▶ _Objective_: The records below hold pictures; please leave those out and retype the rest exactly.
====== Items
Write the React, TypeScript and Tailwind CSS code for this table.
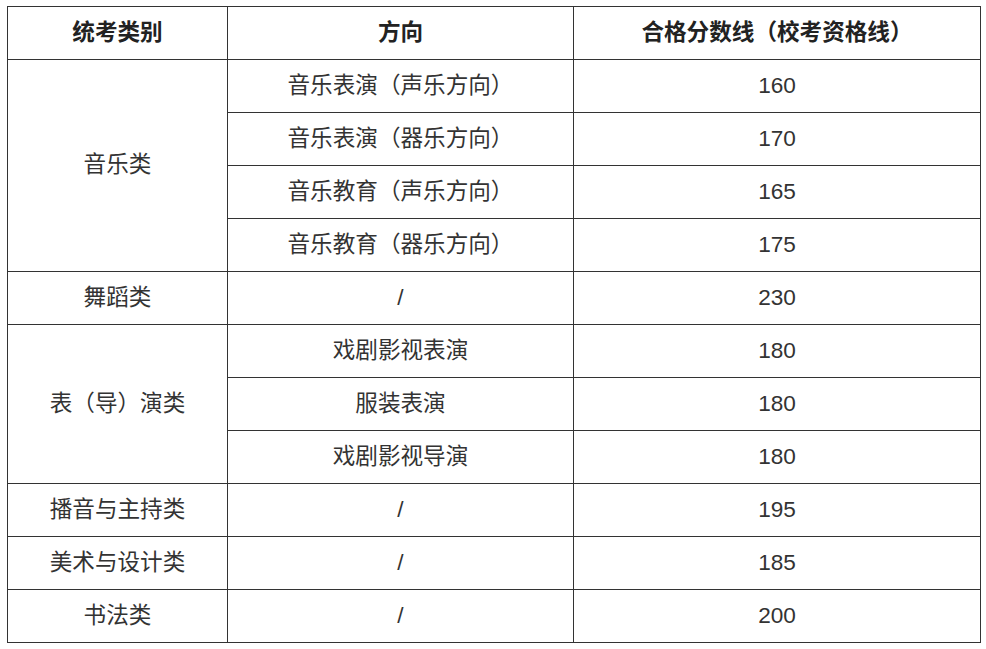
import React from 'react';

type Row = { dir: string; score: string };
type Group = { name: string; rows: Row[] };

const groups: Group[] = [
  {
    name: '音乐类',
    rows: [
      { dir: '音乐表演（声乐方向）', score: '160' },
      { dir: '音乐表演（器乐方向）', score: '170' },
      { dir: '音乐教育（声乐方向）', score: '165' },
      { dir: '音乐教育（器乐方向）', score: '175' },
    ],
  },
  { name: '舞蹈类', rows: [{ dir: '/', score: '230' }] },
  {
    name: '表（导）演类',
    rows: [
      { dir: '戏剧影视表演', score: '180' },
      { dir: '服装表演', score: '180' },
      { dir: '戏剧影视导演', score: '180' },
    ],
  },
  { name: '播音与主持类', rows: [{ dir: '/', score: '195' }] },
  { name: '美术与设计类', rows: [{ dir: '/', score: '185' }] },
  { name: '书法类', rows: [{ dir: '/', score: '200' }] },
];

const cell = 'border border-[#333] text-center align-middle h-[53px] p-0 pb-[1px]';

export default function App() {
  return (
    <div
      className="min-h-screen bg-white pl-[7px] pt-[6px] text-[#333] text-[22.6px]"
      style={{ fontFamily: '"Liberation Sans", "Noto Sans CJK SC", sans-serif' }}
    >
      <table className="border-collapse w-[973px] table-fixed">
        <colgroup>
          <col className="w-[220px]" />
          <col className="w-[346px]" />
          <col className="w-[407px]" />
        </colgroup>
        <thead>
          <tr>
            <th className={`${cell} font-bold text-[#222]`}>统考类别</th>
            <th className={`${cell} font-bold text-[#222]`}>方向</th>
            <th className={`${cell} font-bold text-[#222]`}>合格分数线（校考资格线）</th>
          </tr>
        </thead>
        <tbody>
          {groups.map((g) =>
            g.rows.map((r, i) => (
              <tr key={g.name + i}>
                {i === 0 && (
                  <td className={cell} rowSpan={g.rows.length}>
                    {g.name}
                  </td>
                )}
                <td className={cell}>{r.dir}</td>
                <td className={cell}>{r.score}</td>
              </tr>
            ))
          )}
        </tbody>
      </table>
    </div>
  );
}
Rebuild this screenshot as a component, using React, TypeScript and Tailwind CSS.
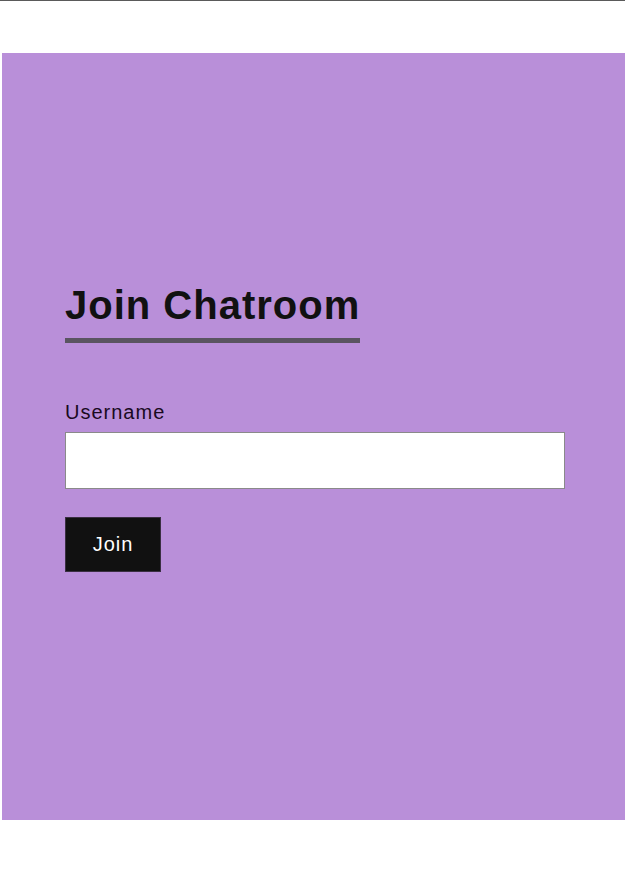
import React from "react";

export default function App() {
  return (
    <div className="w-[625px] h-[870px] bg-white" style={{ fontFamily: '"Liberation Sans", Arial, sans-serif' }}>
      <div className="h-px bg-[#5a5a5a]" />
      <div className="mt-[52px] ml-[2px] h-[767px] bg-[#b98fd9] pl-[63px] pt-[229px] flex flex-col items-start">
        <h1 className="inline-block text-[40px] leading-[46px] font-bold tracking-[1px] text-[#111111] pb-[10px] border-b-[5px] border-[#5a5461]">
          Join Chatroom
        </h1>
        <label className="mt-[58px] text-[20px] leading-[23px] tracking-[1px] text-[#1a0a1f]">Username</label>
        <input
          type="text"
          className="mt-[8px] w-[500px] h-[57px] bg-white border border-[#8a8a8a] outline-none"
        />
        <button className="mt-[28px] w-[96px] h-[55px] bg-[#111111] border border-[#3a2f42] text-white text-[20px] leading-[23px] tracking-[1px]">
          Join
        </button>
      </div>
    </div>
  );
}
============
▶ _Exercise result_:
Write the React, TypeScript and Tailwind CSS code for this table.
import React from 'react';

type Row = { dir: string; score: string };
type Group = { name: string; rows: Row[] };

const groups: Group[] = [
  {
    name: '音乐类',
    rows: [
      { dir: '音乐表演（声乐方向）', score: '160' },
      { dir: '音乐表演（器乐方向）', score: '170' },
      { dir: '音乐教育（声乐方向）', score: '165' },
      { dir: '音乐教育（器乐方向）', score: '175' },
    ],
  },
  { name: '舞蹈类', rows: [{ dir: '/', score: '230' }] },
  {
    name: '表（导）演类',
    rows: [
      { dir: '戏剧影视表演', score: '180' },
      { dir: '服装表演', score: '180' },
      { dir: '戏剧影视导演', score: '180' },
    ],
  },
  { name: '播音与主持类', rows: [{ dir: '/', score: '195' }] },
  { name: '美术与设计类', rows: [{ dir: '/', score: '185' }] },
  { name: '书法类', rows: [{ dir: '/', score: '200' }] },
];

const cell = 'border border-[#333] text-center align-middle h-[53px] p-0 pb-[1px]';

export default function App() {
  return (
    <div
      className="min-h-screen bg-white pl-[7px] pt-[6px] text-[#333] text-[22.6px]"
      style={{ fontFamily: '"Liberation Sans", "Noto Sans CJK SC", sans-serif' }}
    >
      <table className="border-collapse w-[973px] table-fixed">
        <colgroup>
          <col className="w-[220px]" />
          <col className="w-[346px]" />
          <col className="w-[407px]" />
        </colgroup>
        <thead>
          <tr>
            <th className={`${cell} font-bold text-[#222]`}>统考类别</th>
            <th className={`${cell} font-bold text-[#222]`}>方向</th>
            <th className={`${cell} font-bold text-[#222]`}>合格分数线（校考资格线）</th>
          </tr>
        </thead>
        <tbody>
          {groups.map((g) =>
            g.rows.map((r, i) => (
              <tr key={g.name + i}>
                {i === 0 && (
                  <td className={cell} rowSpan={g.rows.length}>
                    {g.name}
                  </td>
                )}
                <td className={cell}>{r.dir}</td>
                <td className={cell}>{r.score}</td>
              </tr>
            ))
          )}
        </tbody>
      </table>
    </div>
  );
}
Rebuild this screenshot as a component, using React, TypeScript and Tailwind CSS.
import React from "react";

export default function App() {
  return (
    <div className="w-[625px] h-[870px] bg-white" style={{ fontFamily: '"Liberation Sans", Arial, sans-serif' }}>
      <div className="h-px bg-[#5a5a5a]" />
      <div className="mt-[52px] ml-[2px] h-[767px] bg-[#b98fd9] pl-[63px] pt-[229px] flex flex-col items-start">
        <h1 className="inline-block text-[40px] leading-[46px] font-bold tracking-[1px] text-[#111111] pb-[10px] border-b-[5px] border-[#5a5461]">
          Join Chatroom
        </h1>
        <label className="mt-[58px] text-[20px] leading-[23px] tracking-[1px] text-[#1a0a1f]">Username</label>
        <input
          type="text"
          className="mt-[8px] w-[500px] h-[57px] bg-white border border-[#8a8a8a] outline-none"
        />
        <button className="mt-[28px] w-[96px] h-[55px] bg-[#111111] border border-[#3a2f42] text-white text-[20px] leading-[23px] tracking-[1px]">
          Join
        </button>
      </div>
    </div>
  );
}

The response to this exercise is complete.